Back during World War II a young Polish lawyer of Jewish Extraction by the name of Raphael Lemkin came to the United States, took a position at Duke University and coined a term that signified:
a coordinated plan of different actions aiming at the destruction of essential foundations of the life of national groups, with the aim of annihilating the groups themselves. The objectives of such a plan would be disintegration of the political and social institutions, of culture, language, national feelings, religion, and the economic existence of national groups, and the destruction of the personal security, liberty, health, dignity, and even the lives of the individuals belonging to such groups.
Under such a definition, you could certainly disagree with such a statement, but it wouldn't be particularly controversial to assert that Israel's actions vis-a-vis the Palestinians would meet such a definition. You would violently disagree perhaps, but you wouldn't hide rate it. For that matter, you might also apply it to the aspirations of some Arab and Palestinian terror organizations.

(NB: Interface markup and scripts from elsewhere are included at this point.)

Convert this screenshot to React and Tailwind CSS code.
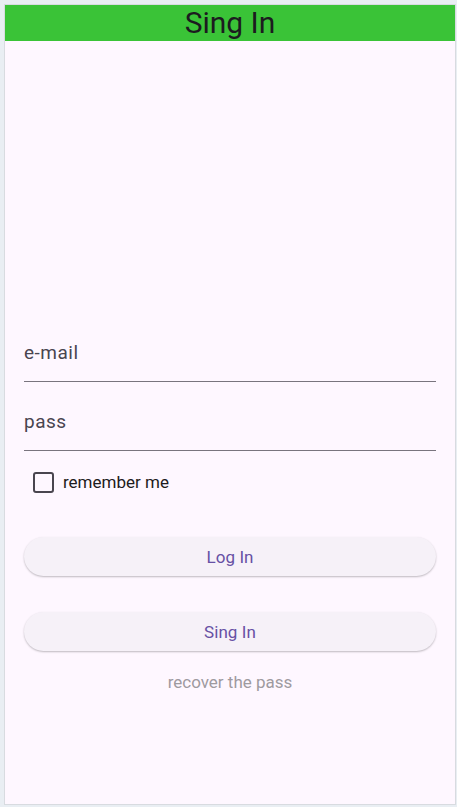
export default function App() {
  return (
    <div
      className="w-[457px] h-[807px] bg-[#e9eef3] pt-[4px] pl-[4px] pr-[1px] pb-[2px]"
      style={{ fontFamily: 'Roboto, "Noto Sans", sans-serif' }}
    >
      <div className="h-full flex flex-col border border-[#d8dbe0] bg-[#fef7ff]">
        {/* App bar */}
        <header className="h-[36px] shrink-0 bg-[#3ac337] flex items-center justify-center">
          <h1 className="text-[30px] leading-[36px] text-[#1c1b1f]">Sing In</h1>
        </header>

        {/* Form */}
        <div className="flex flex-col px-[19px] pt-[300px]">
          <div className="pb-[16px] border-b border-[#79747e]">
            <span className="block text-[19px] leading-[24px] tracking-[0.5px] text-[#49454f]">e-mail</span>
          </div>
          <div className="pt-[28px] pb-[16px] border-b border-[#79747e]">
            <span className="block text-[19px] leading-[24px] tracking-[0.5px] text-[#49454f]">pass</span>
          </div>

          <label className="mt-[21px] ml-[9px] flex items-center gap-[9px] h-[21px]">
            <span className="w-[21px] h-[21px] rounded-[3px] border-2 border-[#49454f]" />
            <span className="text-[17px] leading-[21px] text-[#1d1b20]">remember me</span>
          </label>

          <button className="mt-[44px] h-[39px] pt-[2px] rounded-full bg-[#f6f1f8] shadow-[0_1px_2px_rgba(0,0,0,0.25)] text-[17px] tracking-[0.1px] text-[#6750a4]">
            Log In
          </button>
          <button className="mt-[36px] h-[39px] pt-[2px] rounded-full bg-[#f6f1f8] shadow-[0_1px_2px_rgba(0,0,0,0.25)] text-[17px] tracking-[0.1px] text-[#6750a4]">
            Sing In
          </button>

          <p className="mt-[21px] text-center text-[17px] leading-[20px] text-[#9e9a9f]">recover the pass</p>
        </div>
      </div>
    </div>
  );
}
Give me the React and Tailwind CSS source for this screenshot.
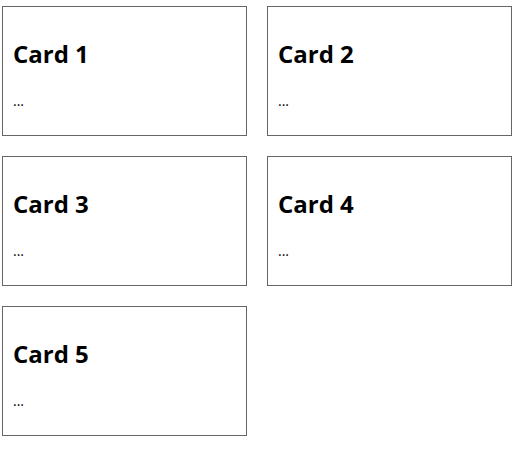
import React from "react";

const cards = [1, 2, 3, 4, 5];

export default function App() {
  return (
    <div className="min-h-screen bg-white pl-[2px] pt-[6px] font-['Open_Sans',sans-serif] text-black">
      <div className="grid grid-cols-[245px_245px] gap-x-5 gap-y-5">
        {cards.map((n) => (
          <div key={n} className="h-[130px] border border-[#666] px-[10px]">
            <h2 className="mt-[31px] text-2xl leading-8 font-bold">Card {n}</h2>
            <p className="mt-[21px] text-sm leading-5">...</p>
          </div>
        ))}
      </div>
    </div>
  );
}
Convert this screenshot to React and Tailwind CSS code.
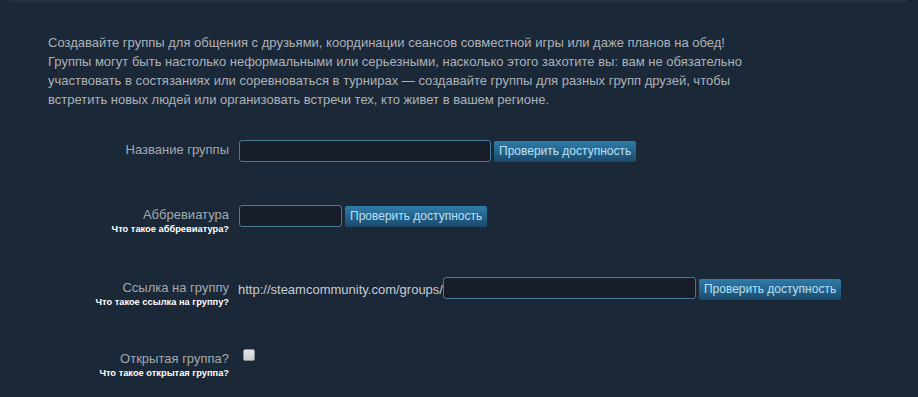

But the pickle (and a large radioactive pickle too) comes when we add in the first couple of sentences of the quote I snipped above:
"Generally speaking, genocide does not necessarily mean the immediate destruction of a nation, except when accomplished by mass killings of all members of a nation. It is intended rather to signify a coordinated plan of different actions aiming at the destruction of essential foundations of the life of national groups, with the aim of annihilating the groups themselves. The objectives of such a plan would be disintegration of the political and social institutions, of culture, language, national feelings, religion, and the economic existence of national groups, and the destruction of the personal security, liberty, health, dignity, and even the lives of the individuals belonging to such groups.
That word - Genocide.
Lemkin was a lawyer who as a young man had spoken to the League of Nations regarding the Armenian Genocide and was formulating a legal minded approach to analyzing such things and felt that such an approach could be used perhaps to help ensure peace and avoid such collective actions. By the time Lemkin came to the United States (he fled Poland after being wounded resisting the Nazi onslaught), the Holocaust or Shoah was well underway. Lemkin attempted to convince people with very mixed success that something bad was going on in fascist controlled Europe (most people thought it was national health care [insert sound of SteveP banging his head against wall]). When Lemkin coined the phrase it wasn't yet loaded in the public consciousness with the weight of the Shoah.
The U.S. Holocaust Museum (warning: Video) has several nice bits on Lemkin.
The definition of "genocide" as Lemkin probably first thought of it, a concerted set of programs aimed collectively at a group and aimed at destroying their national identity, would probably be a very useful one today were it not larded down with the emotional weight that it now carries. I've long argued that we lack a great vocabulary to describe such an anathema that doesn't fall to the depths of the Shoah. What verbiage do we have to describe such collective institutional acts against a collective group that doesn't seem to 'elevate' the one to the level of the holocaust by the association, nor lessen the Shoah by implying some kind of equivalency? A word that described the one without implying equivalency to the other would be very useful..Lemkin would no doubt agree.
Some of the least productive moments in the I-P diaries - in which by the way there is almost always great information - are quibbles about words. White Phosphorus isn't a "war Crime" under the conventions of incendiary arms in one set of circumstances, but might be in another. All the while no one is disputing that White Phosphorus was burning through the bodies of people whom all agree are innocent whether we can use the term "war crimes" or not.
I realize that in a court of law strict definitions are necessary. But here at Kos, shouldn't we as adults be able to figure out ways to be able turn this into a radio dial instead of radio buttons? A continuous dial that goes from OK on the one side to war crimes on the other, rather than one button labeled 'OK' and then a second labeled 'They're going to hell'?
On a broader sense, I think we use language in this negative way throughout Kos - if we can prove something doesn't precisely meet the definition of a term that has a derogatory connotation, we flog that as if somehow that meant that the thing was pure as the driven snow. It's a singularly unproductive way to hold discourse between people who are here, afterall, to learn and interact and try to reach understandings.
This is not a plea to be sloppy, or to accept sloppy language use (although God knows I am guilty of that and would be autobanned were imprecise language made a HRable offense) but for us to accept both ends of the responsibility of communication. It's the writer's obligation to make his point understood to be sure, but it is also a reader's obligation on some level to make an effort to understand what the writer means. Yes you CAN just shut it off because the writer is not clear, but isn't that just shutting the door to a possible experience for yourself (to say nothing of the other people who read these threads)?